Records from a collection:
....................
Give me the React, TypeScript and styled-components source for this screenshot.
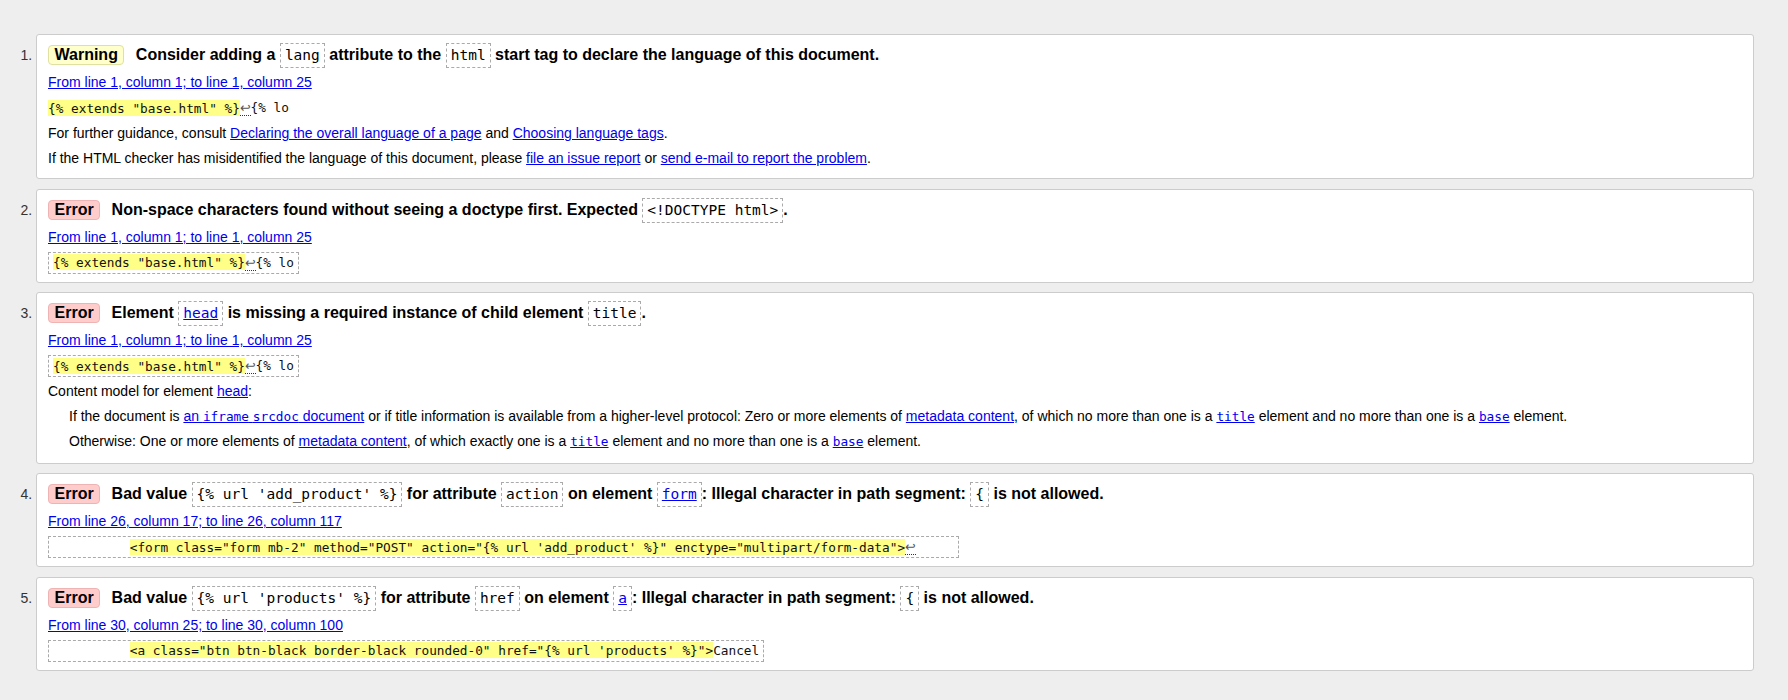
import React from 'react';
import styled, { createGlobalStyle } from 'styled-components';

const GlobalStyle = createGlobalStyle`
  html, body {
    margin: 0;
    padding: 0;
    background: #eee;
  }
  body {
    font-family: "Liberation Sans", Arial, sans-serif;
    font-size: 14px;
    color: #000;
  }
`;

const MessageList = styled.ol`
  margin: 0;
  padding: 34px 34px 24px 36px;
  list-style: decimal outside;
`;

const Message = styled.li`
  margin: 0 0 9.5px;
  padding: 8px 8px 8px 11px;
  background: #fff;
  border: 1px solid #ccc;
  border-radius: 3px;

  &::marker {
    color: #333;
    font-size: 14px;
  }
`;

const Title = styled.p`
  margin: 0;
  font-size: 16px;
  font-weight: bold;
  line-height: 24px;
`;

const Badge = styled.strong<{ $kind: 'warning' | 'error' }>`
  display: inline-block;
  margin-right: 7px;
  padding: 0 5.5px;
  line-height: 18px;
  border: 1px solid ${({ $kind }) => ($kind === 'error' ? '#eeb4b4' : '#e0e0a0')};
  border-radius: 4px;
  background: ${({ $kind }) => ($kind === 'error' ? '#fcc' : '#ffc')};
`;

const TitleCode = styled.code`
  display: inline-block;
  padding: 3px 4px;
  font-family: "DejaVu Sans Mono", "Liberation Mono", monospace;
  font-size: 14.5px;
  font-weight: normal;
  line-height: 17px;
  border: 1px dashed #aaa;
`;

const Link = styled.a`
  color: #00e;
  text-decoration: underline;
  cursor: pointer;
`;

const Location = styled.p`
  margin: 2px 0 0;
  line-height: 24px;
`;

const Extract = styled.p<{ $boxed?: boolean }>`
  width: fit-content;
  margin: 3px 0 0;
  padding: ${({ $boxed }) => ($boxed ? '2px 4px' : '3px 0')};
  font-family: "DejaVu Sans Mono", "Liberation Mono", monospace;
  font-size: 12.75px;
  line-height: 16px;
  white-space: pre;
  color: #111;
  border: ${({ $boxed }) => ($boxed ? '1px dashed #aaa' : '0')};
`;

const Mark = styled.mark`
  padding: 0.5px 0;
  color: #111;
  background: #ff8;
`;

const LineBreak = styled.b`
  font-family: "DejaVu Sans", sans-serif;
  font-weight: normal;
  color: #555;
  border-bottom: 1px dotted #333;
`;

const Note = styled.p`
  margin: 2px 0 0;
  line-height: 24.5px;

  & + & {
    margin-top: 0;
  }
`;

const Indented = styled.p`
  margin: 0;
  padding-left: 21px;
  line-height: 24.5px;
`;

const InlineCode = styled.code`
  font-family: "DejaVu Sans Mono", "Liberation Mono", monospace;
  font-size: 12.75px;
`;

const lf = <LineBreak title="Line break">↩</LineBreak>;

const App: React.FC = () => {
  return (
    <>
      <GlobalStyle />
      <MessageList>
        <Message>
          <Title>
            <Badge $kind="warning">Warning</Badge> Consider adding a <TitleCode>lang</TitleCode> attribute to
            the <TitleCode>html</TitleCode> start tag to declare the language of this document.
          </Title>
          <Location>
            <Link>From line 1, column 1; to line 1, column 25</Link>
          </Location>
          <Extract>
            <Mark>{'{% extends "base.html" %}'}</Mark>
            {lf}
            {'{% lo'}
          </Extract>
          <Note>
            For further guidance, consult <Link>Declaring the overall language of a page</Link> and{' '}
            <Link>Choosing language tags</Link>.
          </Note>
          <Note>
            If the HTML checker has misidentified the language of this document, please{' '}
            <Link>file an issue report</Link> or <Link>send e-mail to report the problem</Link>.
          </Note>
        </Message>

        <Message>
          <Title>
            <Badge $kind="error">Error</Badge> Non-space characters found without seeing a doctype first.
            Expected <TitleCode>{'<!DOCTYPE html>'}</TitleCode>.
          </Title>
          <Location>
            <Link>From line 1, column 1; to line 1, column 25</Link>
          </Location>
          <Extract $boxed>
            <Mark>{'{% extends "base.html" %}'}</Mark>
            {lf}
            {'{% lo'}
          </Extract>
        </Message>

        <Message>
          <Title>
            <Badge $kind="error">Error</Badge> Element{' '}
            <TitleCode>
              <Link>head</Link>
            </TitleCode>{' '}
            is missing a required instance of child element <TitleCode>title</TitleCode>.
          </Title>
          <Location>
            <Link>From line 1, column 1; to line 1, column 25</Link>
          </Location>
          <Extract $boxed>
            <Mark>{'{% extends "base.html" %}'}</Mark>
            {lf}
            {'{% lo'}
          </Extract>
          <Note>
            Content model for element <Link>head</Link>:
          </Note>
          <Indented>
            If the document is{' '}
            <Link>
              an <InlineCode>iframe</InlineCode> <InlineCode>srcdoc</InlineCode> document
            </Link>{' '}
            or if title information is available from a higher-level protocol: Zero or more elements
            of <Link>metadata content</Link>, of which no more than one is a{' '}
            <Link>
              <InlineCode>title</InlineCode>
            </Link>{' '}
            element and no more than one is a{' '}
            <Link>
              <InlineCode>base</InlineCode>
            </Link>{' '}
            element.
          </Indented>
          <Indented>
            Otherwise: One or more elements of <Link>metadata content</Link>, of which exactly one is
            a{' '}
            <Link>
              <InlineCode>title</InlineCode>
            </Link>{' '}
            element and no more than one is a{' '}
            <Link>
              <InlineCode>base</InlineCode>
            </Link>{' '}
            element.
          </Indented>
        </Message>

        <Message>
          <Title>
            <Badge $kind="error">Error</Badge> Bad value <TitleCode>{"{% url 'add_product' %}"}</TitleCode> for
            attribute <TitleCode>action</TitleCode> on element{' '}
            <TitleCode>
              <Link>form</Link>
            </TitleCode>
            : Illegal character in path segment: <TitleCode>{'{'}</TitleCode> is not allowed.
          </Title>
          <Location>
            <Link>From line 26, column 17; to line 26, column 117</Link>
          </Location>
          <Extract $boxed>
            {'          '}
            <Mark>
              {`<form class="form mb-2" method="POST" action="{% url 'add_product' %}" enctype="multipart/form-data">`}
            </Mark>
            {lf}
            {'     '}
          </Extract>
        </Message>

        <Message>
          <Title>
            <Badge $kind="error">Error</Badge> Bad value <TitleCode>{"{% url 'products' %}"}</TitleCode> for
            attribute <TitleCode>href</TitleCode> on element{' '}
            <TitleCode>
              <Link>a</Link>
            </TitleCode>
            : Illegal character in path segment: <TitleCode>{'{'}</TitleCode> is not allowed.
          </Title>
          <Location>
            <Link>From line 30, column 25; to line 30, column 100</Link>
          </Location>
          <Extract $boxed>
            {'          '}
            <Mark>{`<a class="btn btn-black border-black rounded-0" href="{% url 'products' %}">`}</Mark>
            {'Cancel'}
          </Extract>
        </Message>
      </MessageList>
    </>
  );
};

export default App;
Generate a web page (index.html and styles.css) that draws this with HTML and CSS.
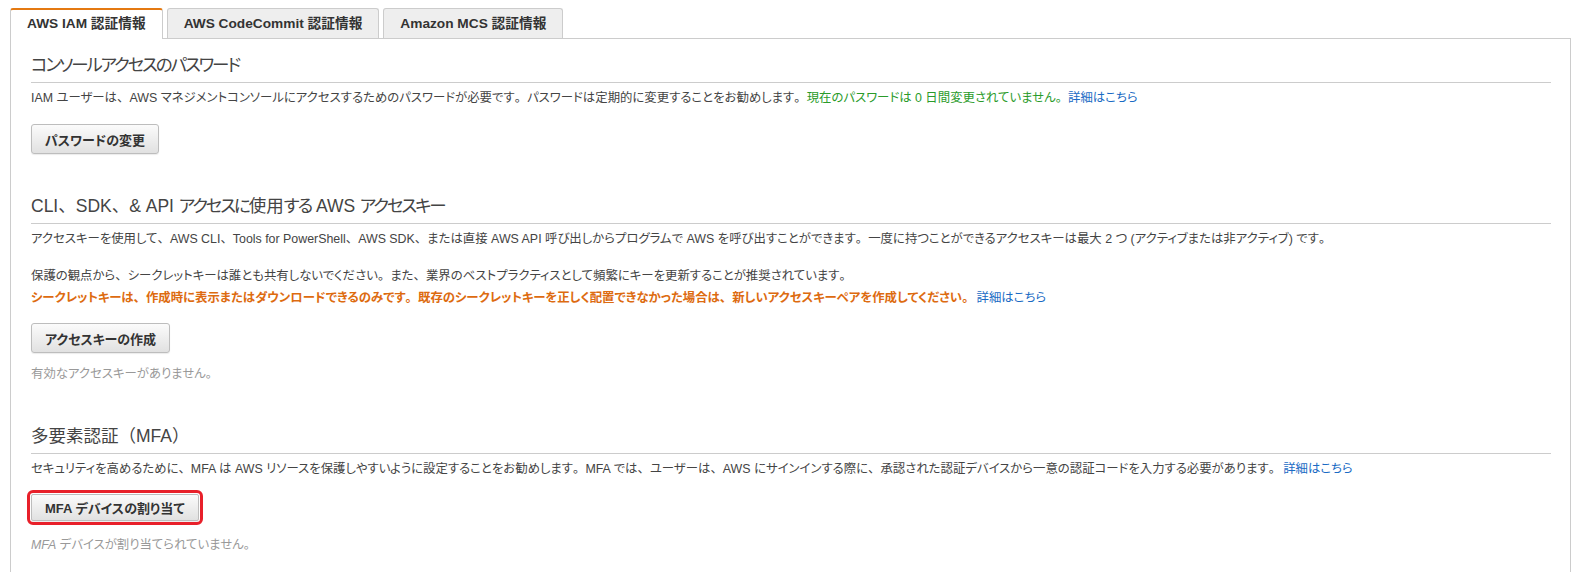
....................
Identify the lines that contain the string "components", and copy every one of them.

- [Task answer]:
Give me the React, TypeScript and styled-components source for this screenshot.
import styled, { createGlobalStyle } from 'styled-components';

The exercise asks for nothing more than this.